■ TASK REQUIREMENTS: Return the records from the first line through the line containing "bg-gradient-to-r from-[#144475] to-[#0f3054]", and leave out the pictures.

■ INFORMATION SHOWN:

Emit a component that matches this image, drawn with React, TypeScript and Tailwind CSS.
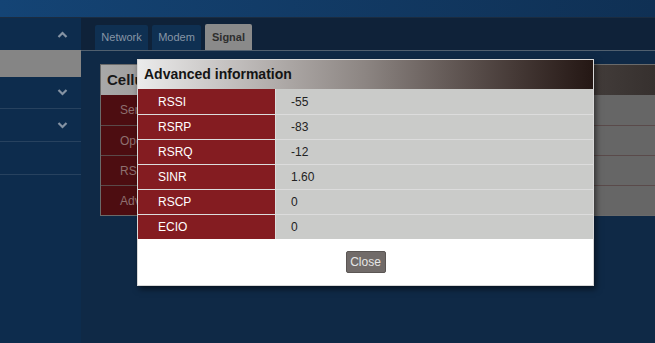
import React from "react";

const rows = [
  { label: "RSSI", value: "-55" },
  { label: "RSRP", value: "-83" },
  { label: "RSRQ", value: "-12" },
  { label: "SINR", value: "1.60" },
  { label: "RSCP", value: "0" },
  { label: "ECIO", value: "0" },
];

const cardRows = ["Serving cell", "Operator", "RSSI", "Advanced information"];

const Chevron = ({ up }: { up?: boolean }) => (
  <svg width="11" height="7" viewBox="0 0 11 7" className="text-[#8593a3]">
    <path
      d={up ? "M1.5 6 L5.5 2 L9.5 6" : "M1.5 1 L5.5 5 L9.5 1"}
      fill="none"
      stroke="currentColor"
      strokeWidth="2.2"
    />
  </svg>
);

const App = () => {
  return (
    <div className="relative w-[655px] h-[343px] overflow-hidden bg-[#0f223b] font-['Liberation_Sans',Arial,sans-serif]">
      {/* header */}
      <div className="h-[18px] bg-gradient-to-r from-[#144475] to-[#0f3054] border-b border-[#1b2c40]" />

      <div className="flex h-[325px]">
        {/* sidebar */}
        <div className="w-[81px] shrink-0 bg-[#0d2c4d] flex flex-col">
          <div className="h-[32px] flex items-center justify-end pr-[13px]">
            <Chevron up />
          </div>
          <div className="h-[27px] bg-[#858585]" />
          <div className="h-[32px] flex items-center justify-end pr-[13px] border-b border-[#27425f]">
            <Chevron />
          </div>
          <div className="h-[33px] flex items-center justify-end pr-[13px] border-b border-[#27425f]">
            <Chevron />
          </div>
          <div className="h-[33px] border-b border-[#27425f]" />
        </div>

        {/* main */}
        <div className="flex-1 min-w-0 flex flex-col">
          <div className="h-[33px] shrink-0 bg-[#0f2239] flex items-end gap-[4px] pl-[14px] border-b border-[#51606f]">
            <div className="w-[53px] h-[25px] flex items-center justify-center bg-[#0f3052] text-[#8796a6] text-[11px] rounded-t-[2px]">
              Network
            </div>
            <div className="w-[49px] h-[25px] flex items-center justify-center bg-[#0f3052] text-[#8796a6] text-[11px] rounded-t-[2px]">
              Modem
            </div>
            <div className="w-[47px] h-[26px] flex items-center justify-center bg-[#8a8a8a] text-[#2e2e2e] text-[11px] font-bold rounded-t-[2px]">
              Signal
            </div>
          </div>

          <div className="flex-1 bg-[#0f2946] pt-[13px] pl-[19px]">
            <div className="w-[600px] border border-[#6a6a6a]">
              <div className="h-[30px] bg-gradient-to-r from-[#a8a8a8] via-[#6a6462] to-[#2e2826] flex items-center pl-[6px] text-[15px] font-bold text-[#181818]">
                Cellular information
              </div>
              {cardRows.map((r, i) => (
                <div
                  key={r}
                  className={`flex h-[30px] ${i > 0 ? "border-t border-[#5a4a4a]" : ""}`}
                >
                  <div className="w-[200px] shrink-0 bg-[#4d0d11] text-[#8e7070] text-[12px] flex items-center pl-[19px] whitespace-nowrap">
                    {r}
                  </div>
                  <div className="flex-1 bg-[#666666]" />
                </div>
              ))}
            </div>
          </div>
        </div>
      </div>

      {/* modal */}
      <div className="absolute left-[137px] top-[59px] w-[457px] bg-white border border-[#d8d8d8] shadow-[2px_3px_6px_rgba(0,0,0,0.55)]">
        <div className="h-[29px] bg-gradient-to-r from-[#ebebeb] via-[#8c8582] to-[#241714] flex items-center pl-[6px] text-[14px] font-bold text-[#141414]">
          Advanced information
        </div>
        {rows.map((r, i) => (
          <div
            key={r.label}
            className={`flex h-[25px] ${i > 0 ? "border-t border-[#dcdcdc]" : ""}`}
          >
            <div className="w-[137px] bg-[#841c21] text-white text-[12px] flex items-center pl-[20px]">
              {r.label}
            </div>
            <div className="flex-1 bg-[#cacbc9] border-l border-[#dcdcdc] text-[#222] text-[12px] flex items-center pl-[15px]">
              {r.value}
            </div>
          </div>
        ))}
        <div className="h-[46px] flex items-center justify-center">
          <button
            type="button"
            className="w-[40px] h-[22px] bg-[#716b69] border border-[#5b5654] rounded-[2px] text-[#e6e6e6] text-[12px]"
          >
            Close
          </button>
        </div>
      </div>
    </div>
  );
};

export default App;
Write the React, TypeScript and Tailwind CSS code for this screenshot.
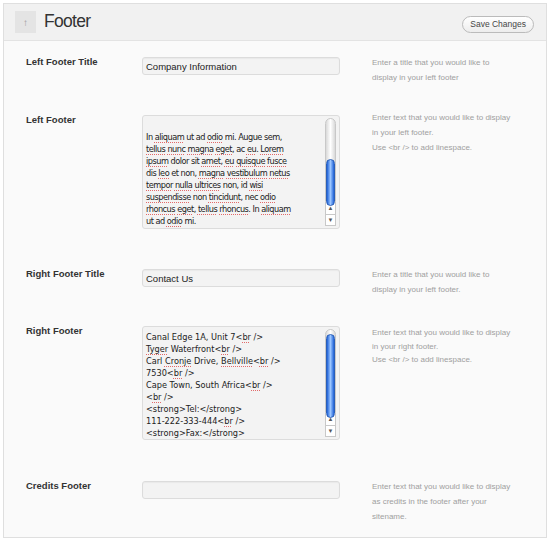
import React from 'react';

const sans = "font-['Liberation_Sans',Arial,sans-serif]";

type Seg = string | { w: string };

const Text: React.FC<{ lines: Seg[][] }> = ({ lines }) => (
  <>
    {lines.map((line, i) => (
      <div key={i} className="h-[12px] whitespace-pre">
        {line.length === 0 ? '\u00a0' : line.map((s, j) =>
          typeof s === 'string' ? (
            <span key={j}>{s}</span>
          ) : (
            <span key={j} className="underline decoration-dotted decoration-[#e26a6a] underline-offset-[2px]">{s.w}</span>
          )
        )}
      </div>
    ))}
  </>
);

const Scrollbar: React.FC<{ thumbTop: number; thumbHeight: number }> = ({ thumbTop, thumbHeight }) => (
  <div className="absolute right-[3px] top-[2px] bottom-[2px] w-[11px] flex flex-col">
    <div className="relative flex-1 rounded-t-full bg-gradient-to-r from-[#d9d9d9] via-white to-[#d9d9d9] border border-[#c8c8c8]">
      <div
        className="absolute left-[0px] right-[0px] rounded-full bg-gradient-to-r from-[#1c5fd6] via-[#9cc6ff] to-[#1c5fd6] border border-[#2a5fb8]"
        style={{ top: thumbTop, height: thumbHeight }}
      />
    </div>
    <div className="h-[12px] flex items-center justify-center border-x border-[#c8c8c8] bg-white text-[6px] text-[#555] leading-none">▲</div>
    <div className="h-[12px] flex items-center justify-center border border-[#c8c8c8] bg-white text-[6px] text-[#555] leading-none">▼</div>
  </div>
);

const Row: React.FC<{ label: string; h: string; helpClass?: string; help: string[]; children: React.ReactNode }> = ({
  label,
  h,
  helpClass = '-mt-[2px] leading-[15px]',
  help,
  children,
}) => (
  <div className={`flex items-start ${h}`}>
    <div className="w-[117px] pl-[22px] -mt-[1px] text-[9.5px] font-bold text-[#333] leading-[12px]">{label}</div>
    <div className="w-[198px] ml-[21px]">{children}</div>
    <div className={`ml-[32px] w-[140px] ${helpClass} text-[8px] text-[#a0a0a0]`}>
      {help.map((l, i) => (
        <div key={i}>{l}</div>
      ))}
    </div>
  </div>
);

const Input: React.FC<{ value: string }> = ({ value }) => (
  <div className="h-[18px] rounded-[3px] border border-[#dcdcdc] bg-[#f3f3f3] shadow-[inset_0_1px_1px_rgba(0,0,0,0.04)] px-[3px] text-[9.5px] leading-[17px] text-[#222]">
    {value}
  </div>
);

const TextArea: React.FC<{ lines: Seg[][]; textClass: string; thumbTop: number; thumbHeight: number }> = ({
  lines,
  textClass,
  thumbTop,
  thumbHeight,
}) => (
  <div className="relative h-[114px] rounded-[3px] border border-[#dcdcdc] bg-[#f3f3f3] overflow-hidden">
    <div className={`pl-[3px] ${textClass} font-['DejaVu_Sans',Verdana,sans-serif] text-[8.2px] leading-[12px] text-[#222]`}>
      <Text lines={lines} />
    </div>
    <Scrollbar thumbTop={thumbTop} thumbHeight={thumbHeight} />
  </div>
);

const leftText: Seg[][] = [
  [],
  ['In ', { w: 'aliquam' }, ' ut ad ', { w: 'odio' }, ' mi. Augue sem,'],
  [{ w: 'tellus' }, ' ', { w: 'nunc' }, ' ', { w: 'magna' }, ' ', { w: 'eget' }, ', ac ', { w: 'eu' }, '. ', { w: 'Lorem' }],
  [{ w: 'ipsum' }, ' dolor sit ', { w: 'amet' }, ', ', { w: 'eu' }, ' ', { w: 'quisque' }, ' ', { w: 'fusce' }],
  ['dis ', { w: 'leo' }, ' et non, ', { w: 'magna' }, ' ', { w: 'vestibulum' }, ' ', { w: 'netus' }],
  [{ w: 'tempor' }, ' ', { w: 'nulla' }, ' ', { w: 'ultrices' }, ' non, id ', { w: 'wisi' }],
  [{ w: 'suspendisse' }, ' non ', { w: 'tincidunt' }, ', nec ', { w: 'odio' }],
  [{ w: 'rhoncus' }, ' ', { w: 'eget' }, ', ', { w: 'tellus' }, ' ', { w: 'rhoncus' }, '. In ', { w: 'aliquam' }],
  ['ut ad ', { w: 'odio' }, ' mi.'],
];

const rightText: Seg[][] = [
  ['Canal Edge 1A, Unit 7<', { w: 'br' }, ' />'],
  [{ w: 'Tyger' }, ' Waterfront<', { w: 'br' }, ' />'],
  ['Carl ', { w: 'Cronje' }, ' Drive, ', { w: 'Bellville' }, '<', { w: 'br' }, ' />'],
  ['7530<', { w: 'br' }, ' />'],
  ['Cape Town, South Africa<', { w: 'br' }, ' />'],
  ['<', { w: 'br' }, ' />'],
  ['<strong>Tel:</strong>'],
  ['111-222-333-444<', { w: 'br' }, ' />'],
  ['<strong>Fax:</strong>'],
];

export default function App() {
  return (
    <div className={`w-[550px] h-[541px] bg-white pt-[3px] px-[3px] ${sans}`}>
      <div className="h-[535px] border border-[#dfdfdf] bg-[#fafafa] flex flex-col">
        {/* Header */}
        <div className="h-[37px] shrink-0 bg-[#f1f1f1] border-b border-[#e3e3e3] flex items-center pl-[11px] pr-[11px]">
          <div className="w-[21px] h-[22px] bg-[#e4e4e4] flex items-center justify-center text-[10px] text-[#999]">↑</div>
          <div className="ml-[8px] text-[17.5px] tracking-[-0.7px] text-[#333] leading-none">Footer</div>
          <button className="ml-auto mt-[4px] mr-[1px] h-[17px] px-[7px] rounded-full border border-[#bbb] bg-gradient-to-b from-white to-[#ededed] text-[8.5px] text-[#464646] leading-none">
            Save Changes
          </button>
        </div>

        {/* Body */}
        <div className="pt-[16px] flex flex-col">
          <Row label="Left Footer Title" h="h-[58px]" help={['Enter a title that you would like to', 'display in your left footer']}>
            <Input value="Company Information" />
          </Row>
          <Row
            label="Left Footer"
            h="h-[154px]"
            helpClass="-mt-[5px] leading-[15px]"
            help={['Enter text that you would like to display', 'in your left footer.', 'Use <br /> to add linespace.']}
          >
            <TextArea lines={leftText} textClass="pt-[3px] tracking-[-0.5px]" thumbTop={40} thumbHeight={47} />
          </Row>
          <Row label="Right Footer Title" h="h-[57px]" help={['Enter a title that you would like to', 'display in your left footer.']}>
            <Input value="Contact Us" />
          </Row>
          <Row
            label="Right Footer"
            h="h-[155px]"
            helpClass="mt-[0px] leading-[13.5px]"
            help={['Enter text that you would like to display', 'in your right footer.', 'Use <br /> to add linespace.']}
          >
            <TextArea lines={rightText} textClass="pt-[4px]" thumbTop={4} thumbHeight={84} />
          </Row>
          <Row
            label="Credits Footer"
            h="h-[55px]"
            help={['Enter text that you would like to display', 'as credits in the footer after your', 'sitename.']}
          >
            <Input value="" />
          </Row>
        </div>
      </div>
    </div>
  );
}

■ PROBLEM SOLUTION:
Emit a component that matches this image, drawn with React, TypeScript and Tailwind CSS.
import React from "react";

const rows = [
  { label: "RSSI", value: "-55" },
  { label: "RSRP", value: "-83" },
  { label: "RSRQ", value: "-12" },
  { label: "SINR", value: "1.60" },
  { label: "RSCP", value: "0" },
  { label: "ECIO", value: "0" },
];

const cardRows = ["Serving cell", "Operator", "RSSI", "Advanced information"];

const Chevron = ({ up }: { up?: boolean }) => (
  <svg width="11" height="7" viewBox="0 0 11 7" className="text-[#8593a3]">
    <path
      d={up ? "M1.5 6 L5.5 2 L9.5 6" : "M1.5 1 L5.5 5 L9.5 1"}
      fill="none"
      stroke="currentColor"
      strokeWidth="2.2"
    />
  </svg>
);

const App = () => {
  return (
    <div className="relative w-[655px] h-[343px] overflow-hidden bg-[#0f223b] font-['Liberation_Sans',Arial,sans-serif]">
      {/* header */}
      <div className="h-[18px] bg-gradient-to-r from-[#144475] to-[#0f3054] border-b border-[#1b2c40]" />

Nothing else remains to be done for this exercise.